==== Data provided
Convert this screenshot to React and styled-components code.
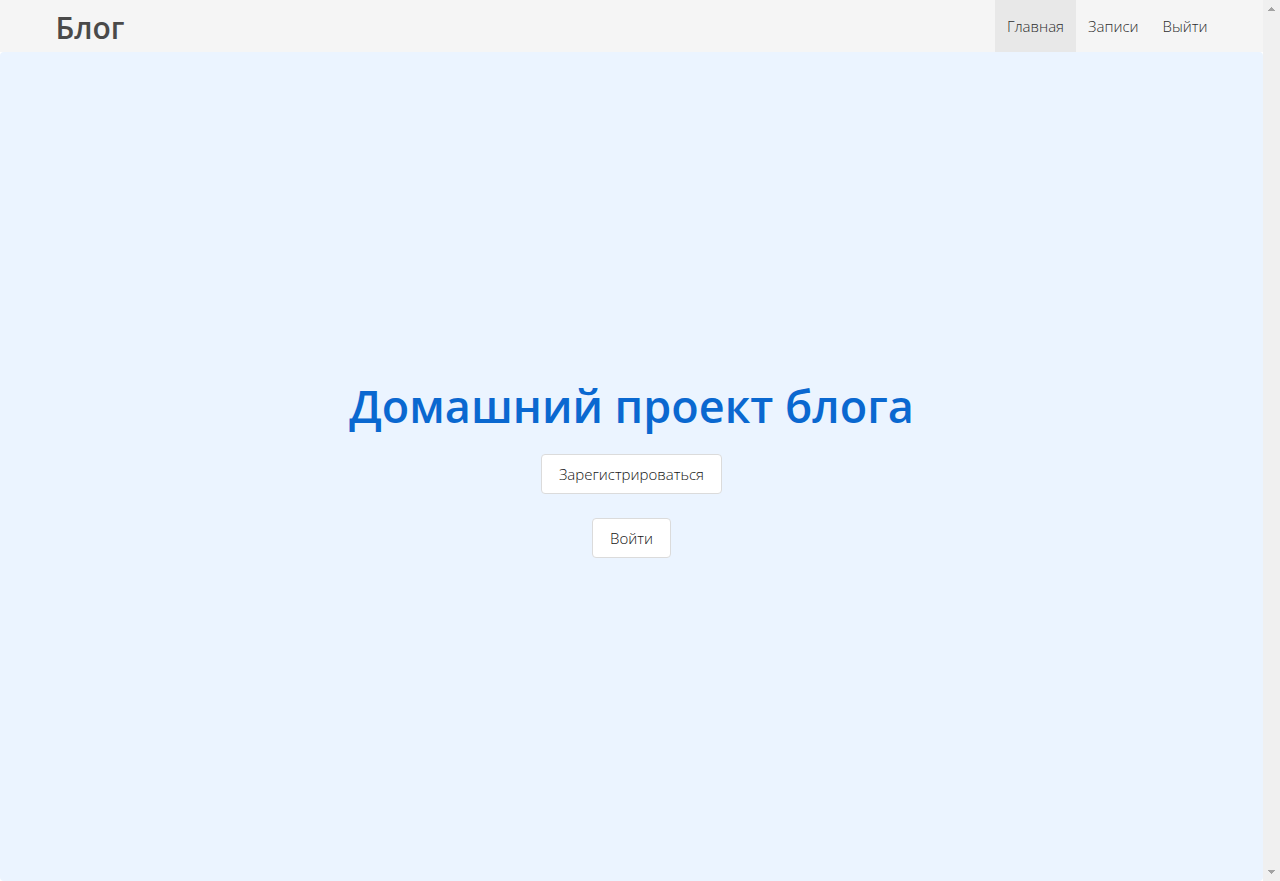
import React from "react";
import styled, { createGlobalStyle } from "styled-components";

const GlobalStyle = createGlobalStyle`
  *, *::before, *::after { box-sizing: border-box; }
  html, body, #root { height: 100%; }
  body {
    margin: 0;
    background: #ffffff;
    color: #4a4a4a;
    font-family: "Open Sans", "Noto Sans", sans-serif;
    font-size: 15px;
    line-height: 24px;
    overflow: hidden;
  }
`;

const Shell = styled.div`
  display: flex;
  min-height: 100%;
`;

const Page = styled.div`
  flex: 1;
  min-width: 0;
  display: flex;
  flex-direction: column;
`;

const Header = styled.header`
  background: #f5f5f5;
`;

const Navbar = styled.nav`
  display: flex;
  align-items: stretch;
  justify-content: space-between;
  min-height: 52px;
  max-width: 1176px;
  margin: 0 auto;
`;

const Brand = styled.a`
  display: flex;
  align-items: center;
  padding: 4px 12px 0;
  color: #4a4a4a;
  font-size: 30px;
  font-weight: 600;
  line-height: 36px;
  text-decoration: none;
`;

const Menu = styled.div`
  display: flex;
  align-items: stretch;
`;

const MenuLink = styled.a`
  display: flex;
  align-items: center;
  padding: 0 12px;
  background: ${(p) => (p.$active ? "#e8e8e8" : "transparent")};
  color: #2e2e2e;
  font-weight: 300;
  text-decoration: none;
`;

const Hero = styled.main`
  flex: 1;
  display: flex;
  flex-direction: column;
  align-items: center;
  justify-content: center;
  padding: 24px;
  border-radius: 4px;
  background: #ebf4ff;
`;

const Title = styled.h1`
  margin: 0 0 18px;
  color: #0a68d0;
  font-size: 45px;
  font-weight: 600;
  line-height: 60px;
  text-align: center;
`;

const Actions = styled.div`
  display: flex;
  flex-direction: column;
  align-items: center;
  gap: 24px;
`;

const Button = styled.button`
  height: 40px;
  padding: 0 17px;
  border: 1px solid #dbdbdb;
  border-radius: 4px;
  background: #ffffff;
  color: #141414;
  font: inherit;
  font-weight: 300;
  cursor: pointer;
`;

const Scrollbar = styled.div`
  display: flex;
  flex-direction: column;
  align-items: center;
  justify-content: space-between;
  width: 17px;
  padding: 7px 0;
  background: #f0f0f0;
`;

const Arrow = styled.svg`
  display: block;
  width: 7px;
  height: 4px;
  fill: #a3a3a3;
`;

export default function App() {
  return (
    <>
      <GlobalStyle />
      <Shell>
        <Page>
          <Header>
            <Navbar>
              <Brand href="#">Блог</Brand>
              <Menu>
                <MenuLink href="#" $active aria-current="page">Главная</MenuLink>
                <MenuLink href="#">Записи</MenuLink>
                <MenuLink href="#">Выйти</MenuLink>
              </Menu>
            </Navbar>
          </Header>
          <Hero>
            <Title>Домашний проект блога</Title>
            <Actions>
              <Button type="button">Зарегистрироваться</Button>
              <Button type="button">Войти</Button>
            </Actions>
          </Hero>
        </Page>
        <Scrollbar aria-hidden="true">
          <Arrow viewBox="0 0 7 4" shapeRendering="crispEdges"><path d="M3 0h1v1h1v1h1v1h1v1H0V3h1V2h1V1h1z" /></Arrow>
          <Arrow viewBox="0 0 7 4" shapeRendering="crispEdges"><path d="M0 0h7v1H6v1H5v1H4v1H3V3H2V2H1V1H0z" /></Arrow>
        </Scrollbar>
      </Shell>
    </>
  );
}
========
Given problem>
Return the listing above in full and without alteration, excluding its pictures.

Result>
Convert this screenshot to React and styled-components code.
import React from "react";
import styled, { createGlobalStyle } from "styled-components";

const GlobalStyle = createGlobalStyle`
  *, *::before, *::after { box-sizing: border-box; }
  html, body, #root { height: 100%; }
  body {
    margin: 0;
    background: #ffffff;
    color: #4a4a4a;
    font-family: "Open Sans", "Noto Sans", sans-serif;
    font-size: 15px;
    line-height: 24px;
    overflow: hidden;
  }
`;

const Shell = styled.div`
  display: flex;
  min-height: 100%;
`;

const Page = styled.div`
  flex: 1;
  min-width: 0;
  display: flex;
  flex-direction: column;
`;

const Header = styled.header`
  background: #f5f5f5;
`;

const Navbar = styled.nav`
  display: flex;
  align-items: stretch;
  justify-content: space-between;
  min-height: 52px;
  max-width: 1176px;
  margin: 0 auto;
`;

const Brand = styled.a`
  display: flex;
  align-items: center;
  padding: 4px 12px 0;
  color: #4a4a4a;
  font-size: 30px;
  font-weight: 600;
  line-height: 36px;
  text-decoration: none;
`;

const Menu = styled.div`
  display: flex;
  align-items: stretch;
`;

const MenuLink = styled.a`
  display: flex;
  align-items: center;
  padding: 0 12px;
  background: ${(p) => (p.$active ? "#e8e8e8" : "transparent")};
  color: #2e2e2e;
  font-weight: 300;
  text-decoration: none;
`;

const Hero = styled.main`
  flex: 1;
  display: flex;
  flex-direction: column;
  align-items: center;
  justify-content: center;
  padding: 24px;
  border-radius: 4px;
  background: #ebf4ff;
`;

const Title = styled.h1`
  margin: 0 0 18px;
  color: #0a68d0;
  font-size: 45px;
  font-weight: 600;
  line-height: 60px;
  text-align: center;
`;

const Actions = styled.div`
  display: flex;
  flex-direction: column;
  align-items: center;
  gap: 24px;
`;

const Button = styled.button`
  height: 40px;
  padding: 0 17px;
  border: 1px solid #dbdbdb;
  border-radius: 4px;
  background: #ffffff;
  color: #141414;
  font: inherit;
  font-weight: 300;
  cursor: pointer;
`;

const Scrollbar = styled.div`
  display: flex;
  flex-direction: column;
  align-items: center;
  justify-content: space-between;
  width: 17px;
  padding: 7px 0;
  background: #f0f0f0;
`;

const Arrow = styled.svg`
  display: block;
  width: 7px;
  height: 4px;
  fill: #a3a3a3;
`;

export default function App() {
  return (
    <>
      <GlobalStyle />
      <Shell>
        <Page>
          <Header>
            <Navbar>
              <Brand href="#">Блог</Brand>
              <Menu>
                <MenuLink href="#" $active aria-current="page">Главная</MenuLink>
                <MenuLink href="#">Записи</MenuLink>
                <MenuLink href="#">Выйти</MenuLink>
              </Menu>
            </Navbar>
          </Header>
          <Hero>
            <Title>Домашний проект блога</Title>
            <Actions>
              <Button type="button">Зарегистрироваться</Button>
              <Button type="button">Войти</Button>
            </Actions>
          </Hero>
        </Page>
        <Scrollbar aria-hidden="true">
          <Arrow viewBox="0 0 7 4" shapeRendering="crispEdges"><path d="M3 0h1v1h1v1h1v1h1v1H0V3h1V2h1V1h1z" /></Arrow>
          <Arrow viewBox="0 0 7 4" shapeRendering="crispEdges"><path d="M0 0h7v1H6v1H5v1H4v1H3V3H2V2H1V1H0z" /></Arrow>
        </Scrollbar>
      </Shell>
    </>
  );
}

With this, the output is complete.